爬取Macy网用户评价日志（3）：根据url爬取产品信息（一）：爬取comment的设计（具体执行）

思路：

　　　　 1）在这里，我在考虑review的爬取的时候，考虑了两种方法。

　　　　 ①. 直接将review爬取并下载为.json文件。（最终选择方法）

　　　　②. 爬取review，然后将review中的字典进行匹配，并直接插入数据库里面。

具体执行过程：
- 　　main函数：main函数分为三个部分。

　　　　1）mysql抽取：从mysql中抓取所有未请求的url; 创建url列表；　　　　　

　　　　　　　　 1）查看rank3爬取的mysql数据，即具体产品页面url的数量。目前我爬取的数据已经超过了10000条以上。

　　　　　　　　因此，需要考虑创建的“rank3 mysql提取类”的提取方法和顺序，以及提取的数量是否python的list可以放得下。

　　　　　　　　① 考虑python list的容量。

　　　　　　　　 1----------32位python的限制是 536870912 个元素。

　　　　　　　　2----------64位python的限制是 1152921504606846975 个元素。

　　　　　　　　就目前来看，64位python的数量是可以放下10万条以上mysql的list的。

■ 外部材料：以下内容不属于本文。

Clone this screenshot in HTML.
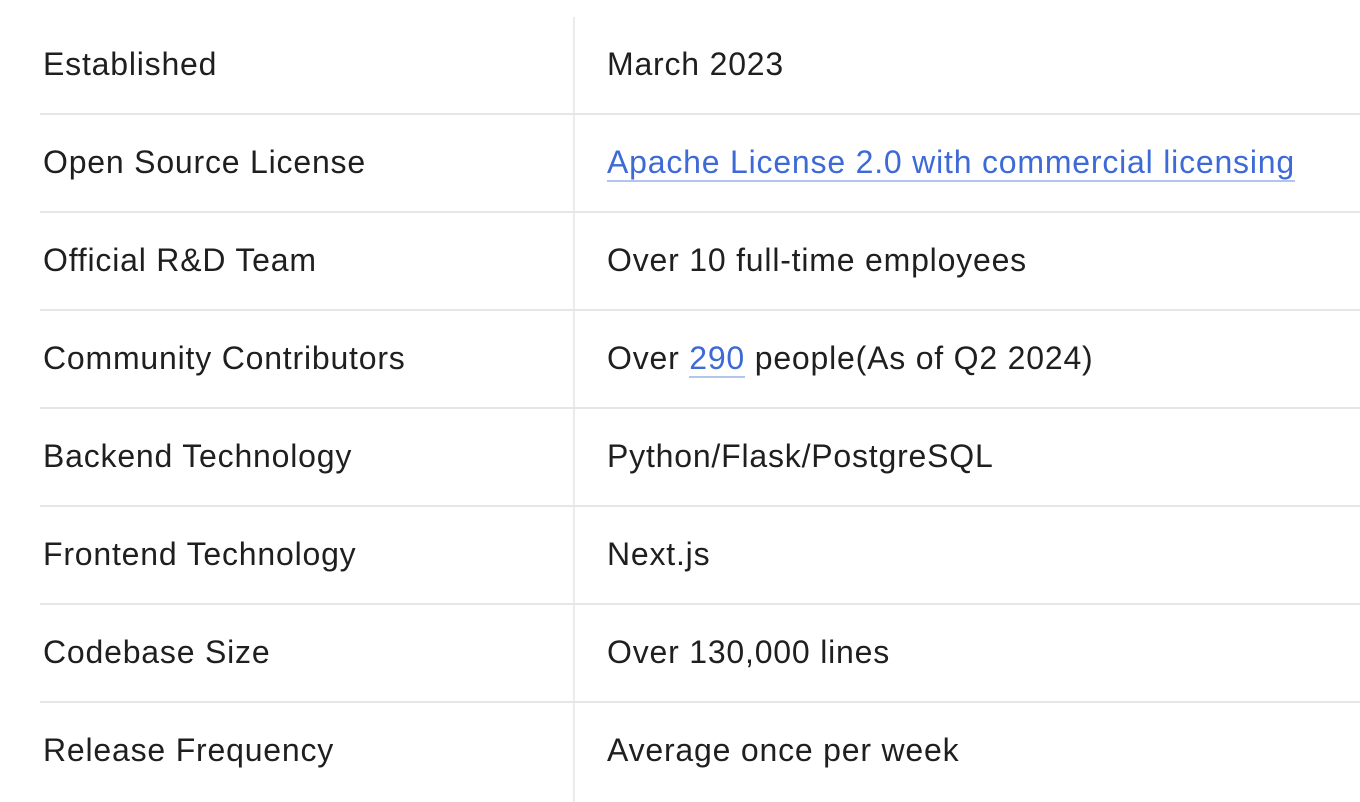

所以暂时还是考虑使用cursor.fetchall()的方法。

　　　　 2) comment爬取：依次向基于review的package的request url发送request;

　　　　　　　　 1) 因为评论为package,存在next page,因此要不断向next page发送请求。若有next page,则继续下载并保存基于review包。

2）首先，查看不同产品review的package的url的区别。再对比不同page的review的next page的url的区别。找到request url规律。发现是webId和limit和offset的区别。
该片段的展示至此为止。